El trabajo en el Ministerio de la Verdad (léase, Comisión) respondía a la consigna del Partido: El que controla el pasado controla también el futuro. El que controla el presente controla el pasado. En consecuencia, si todos los demás aceptaban la mentira que impuso el Partido, si todos los testimonios decían lo mismo, entonces la mentira pasaba a la historia y s convertía en verdad (…); todo lo que ahora era verdad había sido verdad eternamente y lo seguiría siendo. Era muy sencillo: lo único que se necesitaba era una interminable serie de victorias que cada persona debía lograr sobre su propia memoria. A esto se le llamaba ´control de la realidad´. Pero en neolengua había una palabra especial para ello: doblepensar (Pág. 43).

Con este doblepensar, el ciudadano se encontraba (se encuentra) ante una encrucijada: Saber y no saber, hallarse consciente de lo que es realmente verdad mientras se dicen mentiras cuidadosamente elaboradas, sostener simultáneamente dos opiniones, sabiendo que son contradictorias, y creer sin embargo en ambas; emplear la lógica contra la lógica; repudiar la moralidad mientras se recurre a ella, creer que la democracia es imposible y que el Partido es el guardián de la democracia; olvidar cuanto fuera necesario olvidar y, no obstante, recurrir a ella, volverlo a traer a la memoria en cuanto se necesitara (Pág. 44).

El procedimiento era aplicado urbi et orbi: Este proceso de continua alteración no se aplicaba solo a los periódicos, sino a los libros, revistas, folletos, carteles, programas, películas, bandas sonoras, historietas para niños, fotografías…, es decir, a toda clase de documentos o literatura que pudiera tener algún significado político o ideológico. Diariamente y casi minuto por minuto, el pasado era puesto al día (Págs. 48 y 49). Naturalmente, existía la ingeniería de la manipulación: En un lugar desconocido estaban los cerebros directores que coordinaban todos estos esfuerzos y establecían las líneas políticas según las cuales un fragmento del pasado había de ser conservado, falsificado otro, y otro borrado de la existencia (Pág. 51).

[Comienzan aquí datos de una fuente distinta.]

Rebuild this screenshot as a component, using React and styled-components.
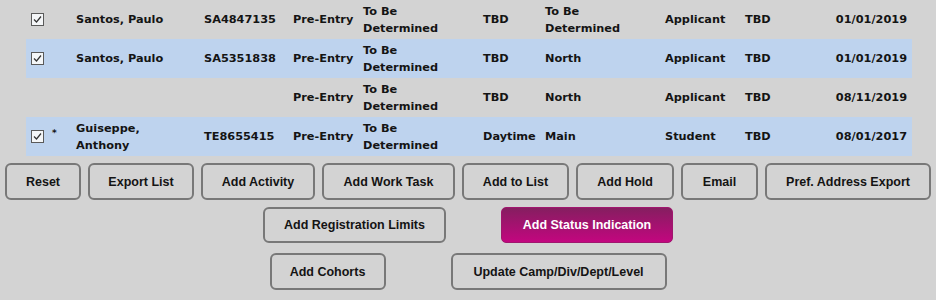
import React from "react";
import styled, { createGlobalStyle } from "styled-components";

const GlobalStyle = createGlobalStyle`
  html, body {
    margin: 0;
    padding: 0;
    background: #d3d3d3;
  }
`;

const Page = styled.div`
  width: 936px;
  height: 300px;
  background: #d3d3d3;
  overflow: hidden;
`;

const Table = styled.div`
  padding-left: 26px;
  width: 886px;
`;

const Row = styled.div`
  display: grid;
  grid-template-columns: 20px 25px 128px 89px 70px 120px 62px 120px 80px 80px 1fr;
  align-items: center;
  height: 39px;
  padding: 0 5px;
  background: ${(p) => (p.$alt ? "#bed3ee" : "transparent")};
  font-family: "DejaVu Sans", "Liberation Sans", sans-serif;
  font-weight: bold;
  font-size: 11.3px;
  line-height: 17px;
  color: #141414;
`;

const Cell = styled.div`
  text-align: ${(p) => (p.$right ? "right" : "left")};
  white-space: ${(p) => (p.$wrap ? "normal" : "nowrap")};
`;

const Star = styled.div`
  font-size: 9px;
  line-height: 9px;
  margin-top: -6px;
  padding-left: 1px;
`;

const Box = styled.div`
  width: 11px;
  height: 11px;
  border: 1px solid #5a5a5a;
  background: #f4f6f8;
  display: flex;
  align-items: center;
  justify-content: center;
`;

const Check = () => (
  <Box>
    <svg width="9" height="9" viewBox="0 0 9 9">
      <path d="M1 4.5 L3.5 7 L8 1.5" fill="none" stroke="#333" strokeWidth="1.2" />
    </svg>
  </Box>
);

const Buttons = styled.div`
  display: flex;
  justify-content: center;
  gap: ${(p) => p.$gap}px;
  margin-top: ${(p) => p.$top}px;
`;

const Button = styled.button`
  width: ${(p) => p.$w}px;
  height: ${(p) => p.$h || 37}px;
  box-sizing: border-box;
  border: 2px solid #787878;
  border-radius: 6px;
  background: #d3d3d3;
  color: #141414;
  font-family: "Liberation Sans", Arial, sans-serif;
  font-weight: bold;
  font-size: 12.5px;
  padding: 0;
  cursor: pointer;
`;

const StatusButton = styled(Button)`
  border: 1px solid #a0166e;
  border-radius: 5px;
  background: linear-gradient(to bottom, #851e60, #c3067f);
  color: #ffffff;
`;

const rows = [
  { check: true, name: "Santos, Paulo", id: "SA4847135", stage: "Pre-Entry", prog: "To Be Determined", sess: "TBD", campus: "To Be Determined", type: "Applicant", tbd: "TBD", date: "01/01/2019" },
  { check: true, name: "Santos, Paulo", id: "SA5351838", stage: "Pre-Entry", prog: "To Be Determined", sess: "TBD", campus: "North", type: "Applicant", tbd: "TBD", date: "01/01/2019" },
  { check: false, name: "", id: "", stage: "Pre-Entry", prog: "To Be Determined", sess: "TBD", campus: "North", type: "Applicant", tbd: "TBD", date: "08/11/2019" },
  { check: true, star: true, name: "Guiseppe, Anthony", id: "TE8655415", stage: "Pre-Entry", prog: "To Be Determined", sess: "Daytime", campus: "Main", type: "Student", tbd: "TBD", date: "08/01/2017" },
];

const wrapTwo = (text) => {
  if (text === "To Be Determined") return (<>To Be<br />Determined</>);
  if (text === "Guiseppe, Anthony") return (<>Guiseppe,<br />Anthony</>);
  return text;
};

const App = () => {
  return (
    <Page>
      <GlobalStyle />
      <Table>
        {rows.map((r, i) => (
          <Row key={i} $alt={i % 2 === 1}>
            <Cell>{r.check && <Check />}</Cell>
            <Cell>{r.star && <Star>*</Star>}</Cell>
            <Cell>{wrapTwo(r.name)}</Cell>
            <Cell>{r.id}</Cell>
            <Cell>{r.stage}</Cell>
            <Cell>{wrapTwo(r.prog)}</Cell>
            <Cell>{r.sess}</Cell>
            <Cell>{wrapTwo(r.campus)}</Cell>
            <Cell>{r.type}</Cell>
            <Cell>{r.tbd}</Cell>
            <Cell $right>{r.date}</Cell>
          </Row>
        ))}
      </Table>
      <Buttons $gap={7} $top={7}>
        <Button $w={76}>Reset</Button>
        <Button $w={106}>Export List</Button>
        <Button $w={114}>Add Activity</Button>
        <Button $w={133}>Add Work Task</Button>
        <Button $w={107}>Add to List</Button>
        <Button $w={98}>Add Hold</Button>
        <Button $w={77}>Email</Button>
        <Button $w={166}>Pref. Address Export</Button>
      </Buttons>
      <Buttons $gap={55} $top={7}>
        <Button $w={183} $h={36}>Add Registration Limits</Button>
        <StatusButton $w={172} $h={36}>Add Status Indication</StatusButton>
      </Buttons>
      <Buttons $gap={65} $top={10}>
        <Button $w={116}>Add Cohorts</Button>
        <Button $w={216}>Update Camp/Div/Dept/Level</Button>
      </Buttons>
    </Page>
  );
};

export default App;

En el manual de estilo, que en la obra se llama Teoría y práctica del colectivismo oligárquico, ya aparece muy clara la guía del procedimiento de manipulación sistemática: Los acontecimientos pretéritos no tienen existencia objetiva, sostiene el Partido, sino que sobreviven solo en los documentos y en la memoria de los hombres. El pasado es únicamente lo que digan los testimonios escritos y la memoria humana. Pero como quiera que el Partido controla todos los documentos y también la memoria de todos sus miembros, resulta que el pasado será lo que el Partido quiera que sea (Pág. 224).

No me resisto a terminar con un breve párrafo que puede ofrecer una clave sobre las motivaciones y del que cada lector puede sacar sus consecuencias: No nos interesa el bienestar de los demás; solo nos interesa el poder. Ni la riqueza ni el lujo; ni la longevidad ni la felicidad; solo el poder, el poder puro (Pág. 277).

Realmente, la realidad supera muchas veces a la ficción. O, por lo menos, la iguala.